Ahí, mis lágrimas no pudieron aguantar y salieron rodando por las mejillas. No dejaron ya de verterse durante el tiempo que estuvimos en la capilla, en el primoroso jardín donde crecen impresionantes tulipanes y rosas en enredadera, y en las pequeñas salas de lo que fue un asilo de ancianos.

En una de estas salas, de nuevo el icono (de origen ortodoxo) de Magdalena. Me postré ante él para agradecer, para sentir y para embriagarme de la energía. Una energía que, tal y como me dijo el chico-ángel que cuida el lugar, es muy sanadora.

Qué bonitas y profundas emociones me embargaron en esta sagrada construcción. Todo allí invita a estar en silencio y sentir, sentir la huella de María Magdalena.

,Salir de nuevo a la calle fue un poco difícil, pero queríamos llegar hasta el lugar donde la leyenda cuenta que José de Arimatea, al recalar en Glastonbury siguiendo indicaciones del mismo Jesús, plantó su bastón de madera de espino blanco y floreció un árbol de la misma especie. Lo encontramos, pero lo que vimos nos decepcionó mucho. El tronco de un anciano árbol sagrado estaba rodeado de multitud, cientos o miles, de lazos de colores, al punto de que apenas se apreciaba la parte superior del tronco.

Qué tristeza que tantas personas no sepan ver que un lugar sagrado no necesita que se le dejen ofrendas. Lazos y colgantes aparecen por doquier en los más especiales enclaves de Glastonbury, afeando y ensuciando su imagen.

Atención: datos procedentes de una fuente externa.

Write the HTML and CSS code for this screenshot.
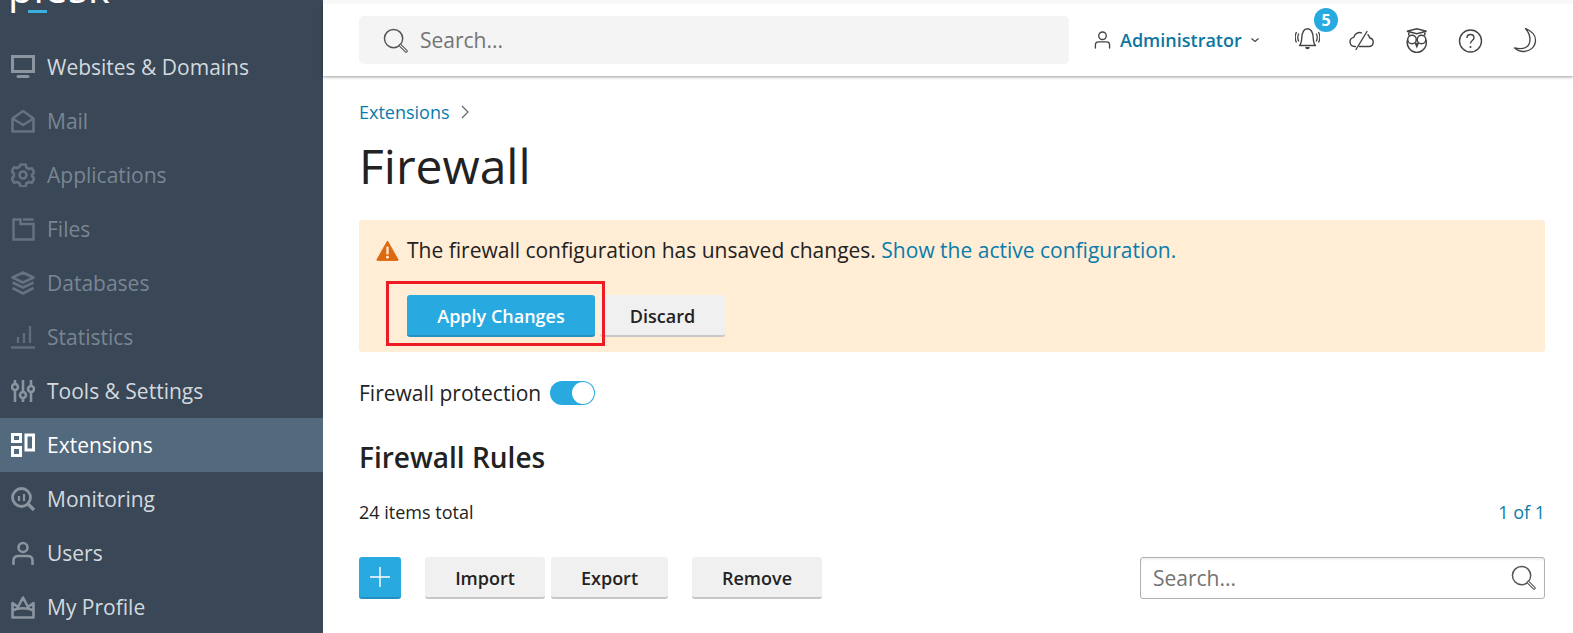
FILE: index.html
```html
<!DOCTYPE html>
<html lang="en">
<head>
<meta charset="utf-8">
<title>Firewall</title>
<link rel="stylesheet" href="styles.css">
</head>
<body>
<div class="app">
  <aside class="sidebar">
    <div class="logo"><span class="logo-text">plesk</span><span class="logo-bar"></span></div>
    <nav class="nav">
      <a class="nav-item"><svg class="nav-icon" viewBox="0 0 24 24"><path d="M1.500 1.500h21v15h-21z" fill="none" stroke="currentColor" stroke-width="3"/><path d="M7 21.500h10" stroke="currentColor" stroke-width="3" stroke-linecap="round"/></svg><span>Websites &amp; Domains</span></a>
      <a class="nav-item dim"><svg class="nav-icon" viewBox="0 0 24 24"><path d="M1.500 9.500 12 2l10.500 7.500V22.500h-21z M1.500 9.500 12 16l10.500-6.500" fill="none" stroke="currentColor" stroke-width="2.600" stroke-linejoin="round"/></svg><span>Mail</span></a>
      <a class="nav-item dim"><svg class="nav-icon" viewBox="0 0 24 24"><path d="M9.500 1.500h5l.8 3 2.600 1.500 3-.8 2.400 4.300-2.200 2.200v1.600l2.200 2.200-2.400 4.300-3-.8-2.600 1.500-.8 3h-5l-.8-3-2.600-1.500-3 .8L.7 15.500l2.200-2.200v-2.600L.7 8.500l2.400-4.300 3 .8 2.600-1.500z" fill="none" stroke="currentColor" stroke-width="2.600" stroke-linejoin="round"/><circle cx="12" cy="12" r="3.500" fill="none" stroke="currentColor" stroke-width="2.600"/></svg><span>Applications</span></a>
      <a class="nav-item dim"><svg class="nav-icon" viewBox="0 0 24 24"><path d="M2.500 2.500h7V7h13v15.500h-20z M12 2.500h10.500" fill="none" stroke="currentColor" stroke-width="2.400"/></svg><span>Files</span></a>
      <a class="nav-item dim"><svg class="nav-icon" viewBox="0 0 24 24"><path d="M12 1.500 22.500 6.500 12 11.500 1.500 6.500z M1.500 11.500 12 16.500l10.500-5 M1.500 17 12 22.500 22.500 17" fill="none" stroke="currentColor" stroke-width="2.600" stroke-linejoin="round"/></svg><span>Databases</span></a>
      <a class="nav-item dimmer"><svg class="nav-icon" viewBox="0 0 24 24"><path d="M7 18v-6M13 18V8M19 18V1M0 22.500h24" fill="none" stroke="currentColor" stroke-width="2.400"/></svg><span>Statistics</span></a>
      <a class="nav-item"><svg class="nav-icon" viewBox="0 0 24 24"><g fill="none" stroke="currentColor" stroke-width="2.600"><path d="M4 1v4M4 11v12M12 1v12M12 19v4M20 1v6M20 13v10"/><circle cx="4" cy="8" r="3"/><circle cx="12" cy="16" r="3"/><circle cx="20" cy="10" r="3"/></g></svg><span>Tools &amp; Settings</span></a>
      <a class="nav-item active"><svg class="nav-icon" viewBox="0 0 24 24"><g fill="none" stroke="currentColor" stroke-width="3"><path d="M1.500 1.500h8v7h-8z M1.500 14.500h8v8h-8z M15 2h7.500v15H15z"/></g></svg><span>Extensions</span></a>
      <a class="nav-item"><svg class="nav-icon" viewBox="0 0 24 24"><circle cx="10.500" cy="10.500" r="9" fill="none" stroke="currentColor" stroke-width="2.800"/><path d="M17 17l6 6" stroke="currentColor" stroke-width="3.400"/><path d="M8 9v5M13 7v7" stroke="currentColor" stroke-width="2.200"/></svg><span>Monitoring</span></a>
      <a class="nav-item"><svg class="nav-icon" viewBox="0 0 24 24"><circle cx="12" cy="6.500" r="4.500" fill="none" stroke="currentColor" stroke-width="2.600"/><path d="M2.500 23v-3.500c0-3 2-4.500 5-4.500h9c3 0 5 1.500 5 4.500V23" fill="none" stroke="currentColor" stroke-width="2.600" stroke-linecap="round"/></svg><span>Users</span></a>
      <a class="nav-item"><svg class="nav-icon" viewBox="0 0 24 24"><path d="M1.500 8 7 12l5-9.500L17 12l5.500-4v14.500h-21z M1.500 15.500c6-3 15-3 21 0" fill="none" stroke="currentColor" stroke-width="2.600" stroke-linejoin="round"/></svg><span>My Profile</span></a>
    </nav>
  </aside>
  <div class="main">
    <header class="topbar">
      <div class="global-search">
        <svg class="search-icon" viewBox="0 0 26 26"><circle cx="11" cy="11" r="9.500" fill="none" stroke="currentColor" stroke-width="1.500"/><path d="M18 18l6 6" stroke="currentColor" stroke-width="3.400" stroke-linecap="round"/><path d="M18 18l6 6" stroke="#f4f4f4" stroke-width="1.200" stroke-linecap="round"/></svg>
        <span class="placeholder">Search...</span>
      </div>
      <div class="user">
        <svg class="user-icon" viewBox="0 0 18 20"><circle cx="9" cy="5.500" r="4" fill="none" stroke="currentColor" stroke-width="1.400"/><path d="M1.500 18.500V15c0-2 1.500-3 3.500-3h8c2 0 3.500 1 3.500 3v3.500" fill="none" stroke="currentColor" stroke-width="1.400" stroke-linecap="round"/></svg>
        <span class="user-name">Administrator</span>
        <svg class="caret" viewBox="0 0 10 6"><path d="M1.500 1.500 5 4.500l3.500-3" fill="none" stroke="currentColor" stroke-width="1.200"/></svg>
      </div>
      <div class="tools">
        <span class="tool">
          <svg viewBox="0 0 25 25"><path d="M4.500 17.500c1.500-1.500 2-3.500 2.200-7C7 5 8.500 .8 12.500 .8s5.500 4.200 5.800 9.700c.2 3.500.7 5.500 2.200 7z" fill="none" stroke="currentColor" stroke-width="1.400" stroke-linejoin="round"/><path d="M10.200 19h4.600a2.300 2.300 0 0 1-4.600 0z" fill="currentColor"/><path d="M3.800 5.500c-1.300 2.500-1.300 5.500 0 8M1.500 4c-1.500 3-1.500 7.500 0 10.500M21.200 5.500c1.300 2.500 1.300 5.500 0 8M23.500 4c1.500 3 1.500 7.500 0 10.500" fill="none" stroke="currentColor" stroke-width="1.300"/></svg>
          <span class="badge">5</span>
        </span>
        <span class="tool"><svg viewBox="0 0 25 25"><path d="M6.500 18.500H5.500a4.600 4.600 0 0 1-.8-9.100C5.800 6 9 3.700 12.500 4.800M10.500 18.500h9.500a4.300 4.300 0 0 0 .8-8.500c-.4-1.300-1-2.300-1.800-3.200M7 21.500 18 3.500" fill="none" stroke="currentColor" stroke-width="1.400" stroke-linecap="round"/></svg></span>
        <span class="tool"><svg viewBox="0 0 25 25"><g fill="none" stroke="currentColor" stroke-width="1.500"><path d="M3 3.200 12.800.8l9.700 2.400-9.700 2.600z"/><path d="M4.800 4.500v3M20.800 4.500v3"/><circle cx="8" cy="11.500" r="4.300"/><circle cx="17.500" cy="11.500" r="4.300"/><path d="M3.500 12c-1.500 6.500 3 12 9.300 12.500 6.300-.5 10.800-6 9.200-12.500"/><path d="M11.500 15.500l1.300 3 1.300-3z" fill="currentColor"/></g></svg></span>
        <span class="tool"><svg viewBox="0 0 25 25"><circle cx="12.500" cy="13" r="11" fill="none" stroke="currentColor" stroke-width="1.400"/><path d="M9 10c0-2 1.500-3.500 3.500-3.500s3.500 1.500 3.500 3.300c0 2.700-3.500 2.700-3.500 5.700" fill="none" stroke="currentColor" stroke-width="1.400"/><circle cx="12.500" cy="19" r="1.100" fill="currentColor"/></svg></span>
        <span class="tool"><svg viewBox="0 0 25 25"><path d="M12.500 .5c6 2.500 10 6.500 10 11.500 0 7-5.500 11.500-12 11.500-3.500 0-6.500-1.200-9-3.500 9 2 15.500-.5 15.500-8.500 0-4.500-2-8-4.500-11z" fill="none" stroke="currentColor" stroke-width="1.300" stroke-linejoin="round"/></svg></span>
      </div>
    </header>
    <main class="content">
      <div class="breadcrumb"><a class="link">Extensions</a><svg class="crumb-sep" viewBox="0 0 8 14"><path d="M1 1l6 6-6 6" fill="none" stroke="currentColor" stroke-width="1.200"/></svg></div>
      <h1 class="title">Firewall</h1>
      <section class="alert">
        <p class="alert-text"><svg class="warn" viewBox="0 0 24 22"><path d="M12 1 23 20.500a.6.6 0 0 1-.5.9H1.500a.6.6 0 0 1-.5-.9z" fill="#dd6a10" stroke="#dd6a10" stroke-linejoin="round"/><path d="M12 7v8" stroke="#ffedd6" stroke-width="2.400"/><circle cx="12" cy="18" r="1.500" fill="#ffedd6"/></svg>The firewall configuration has unsaved changes. <a class="link">Show the active configuration.</a></p>
        <div class="alert-actions">
          <button class="btn primary apply">Apply Changes</button>
          <button class="btn discard">Discard</button>
          <span class="highlight"></span>
        </div>
      </section>
      <div class="protection"><span>Firewall protection</span><span class="switch"><span class="knob"></span></span></div>
      <h2 class="subtitle">Firewall Rules</h2>
      <div class="summary"><span>24 items total</span><a class="link">1 of 1</a></div>
      <div class="toolbar">
        <button class="btn primary add"><svg viewBox="0 0 20 20"><path d="M10 0v20M0 10h20" stroke="#fff" stroke-width="1.400"/></svg></button>
        <button class="btn import">Import</button>
        <button class="btn export">Export</button>
        <button class="btn remove">Remove</button>
        <div class="list-search">
          <span class="placeholder">Search...</span>
          <svg class="search-icon" viewBox="0 0 26 26"><circle cx="11" cy="11" r="9.500" fill="none" stroke="currentColor" stroke-width="1.500"/><path d="M18 18l6 6" stroke="currentColor" stroke-width="3.400" stroke-linecap="round"/><path d="M18 18l6 6" stroke="#fff" stroke-width="1.200" stroke-linecap="round"/></svg>
        </div>
      </div>
    </main>
  </div>
</div>
</body>
</html>
```
FILE: styles.css
```css
* { box-sizing: border-box; }
html, body { margin: 0; height: 100%; overflow: hidden; }
body { font-family: "Open Sans", "Noto Sans", sans-serif; color: #222; background: #fff; }
.app { display: flex; height: 633px; }

.sidebar { width: 323px; flex: none; background: #394757; overflow: hidden; display: flex; flex-direction: column; }
.logo { height: 40px; flex: none; padding-left: 8px; position: relative; overflow: hidden; }
.logo-text { display: block; font-size: 41px; line-height: 40px; margin-top: -33px; color: #fff; font-weight: 400; letter-spacing: .5px; }
.logo-bar { position: absolute; left: 28px; top: 10px; width: 19px; height: 3px; background: #3cb0dc; }
.nav { display: flex; flex-direction: column; flex: none; }
.nav-item { height: 54px; display: flex; align-items: center; gap: 12px; padding-left: 11px; font-size: 21px; color: #d4d9de; }
.nav-icon { width: 24px; height: 24px; flex: none; color: #8b95a0; }
.nav-item.dim, .nav-item.dimmer { color: #7a8592; }
.nav-item.dim .nav-icon { color: #667280; }
.nav-item.dimmer .nav-icon { color: #5f6c7a; }
.nav-item.active { background: #53697d; color: #fff; }
.nav-item.active .nav-icon { color: #fff; }

.main { flex: 1; min-width: 0; display: flex; flex-direction: column; background: #fff; }
.topbar { height: 72px; margin-top: 4px; flex: none; display: flex; align-items: center; padding: 0 0 0 36px; background: #fff; box-shadow: 0 -4px 0 #f8f8f8, 0 1px 3px rgba(0,0,0,.4); }
.global-search { width: 710px; height: 48px; flex: none; background: #f4f4f4; border-radius: 5px; display: flex; align-items: center; padding-left: 24px; gap: 12px; }
.search-icon { width: 25px; height: 25px; flex: none; color: #555; }
.placeholder { font-size: 21px; color: #737373; }
.user { display: flex; align-items: center; flex: none; margin-left: 25px; width: 186px; color: #444; }
.user-icon { width: 17px; height: 20px; flex: none; }
.user-name { font-size: 18px; font-weight: 600; color: #0d76a0; margin-left: 9px; }
.caret { width: 10px; height: 6px; margin-left: 8px; color: #444; }
.tools { display: flex; align-items: center; flex: none; }
.tool { width: 54.5px; height: 30px; display: flex; justify-content: center; align-items: center; position: relative; color: #444; }
.tool svg { width: 25px; height: 25px; }
.badge { position: absolute; left: 34px; top: -17px; width: 24px; height: 24px; border-radius: 50%; background: #28aae1; color: #fff; font-size: 16px; font-weight: 700; display: flex; align-items: center; justify-content: center; }

.content { padding: 0 28px 0 36px; }
.link { color: #0a7cab; }
.breadcrumb { display: flex; align-items: center; gap: 11px; font-size: 18px; line-height: 24px; margin-top: 24px; }
.crumb-sep { width: 8px; height: 14px; color: #666; }
.title { font-size: 48px; font-weight: 400; line-height: 64px; margin: 10px 0 22px; color: #222; }
.alert { background: #ffedd6; border-radius: 3px; height: 132px; padding: 15px 17px; }
.alert-text { margin: 0; font-size: 21px; line-height: 30px; display: flex; align-items: center; white-space: pre; }
.warn { width: 23px; height: 21px; margin-right: 8px; flex: none; }
.alert-actions { display: flex; gap: 5px; margin: 30px 0 0 31px; position: relative; }
.btn { border: 0; border-bottom: 2px solid #c7c7c7; border-radius: 3px; background: #f0f0f0; font-family: inherit; font-size: 18px; font-weight: 600; height: 42px; padding: 2px 0 0; color: #222; }
.btn.primary { background: #28aae1; border-bottom-color: #2390bf; color: #fff; }
.apply { width: 188px; }
.discard { width: 125px; }
.highlight { position: absolute; left: -21px; top: -14px; width: 219px; height: 65px; border: 3px solid #ed1c24; }
.protection { display: flex; align-items: center; gap: 9px; font-size: 21px; height: 30px; margin-top: 26px; }
.switch { width: 45px; height: 24px; border-radius: 12px; background: #28aae1; position: relative; display: block; }
.knob { position: absolute; right: 1px; top: 1px; width: 22px; height: 22px; border-radius: 50%; background: #fff; }
.subtitle { font-size: 28px; font-weight: 600; line-height: 38px; margin: 30px 0 0; color: #222; }
.summary { display: flex; justify-content: space-between; font-size: 18px; line-height: 24px; margin-top: 24px; }
.toolbar { display: flex; align-items: flex-start; margin-top: 33px; }
.add { width: 42px; display: flex; align-items: center; justify-content: center; padding: 0; }
.add svg { width: 20px; height: 20px; }
.import { width: 120px; margin-left: 24px; }
.export { width: 117px; margin-left: 6px; }
.remove { width: 130px; margin-left: 24px; }
.list-search { margin-left: auto; width: 405px; height: 42px; border: 1px solid #b0b0b0; border-radius: 3px; display: flex; align-items: center; justify-content: space-between; padding: 0 8px 1px 12px; box-shadow: inset 0 2px 2px rgba(0,0,0,.06); }
```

Nos sentamos sobre la hierba de Wearryall durante unos minutos, en silencio. Al fondo, de nuevo Tor. No es de extrañar que allí hicieran vigilia los peregrinos antes de adentrarse en el reino mágico de Avalon, y que allí, bajo el primer espino blanco, se sentaran los primeros cristianos con las sacerdotisas de Avalon para compartir enseñanzas.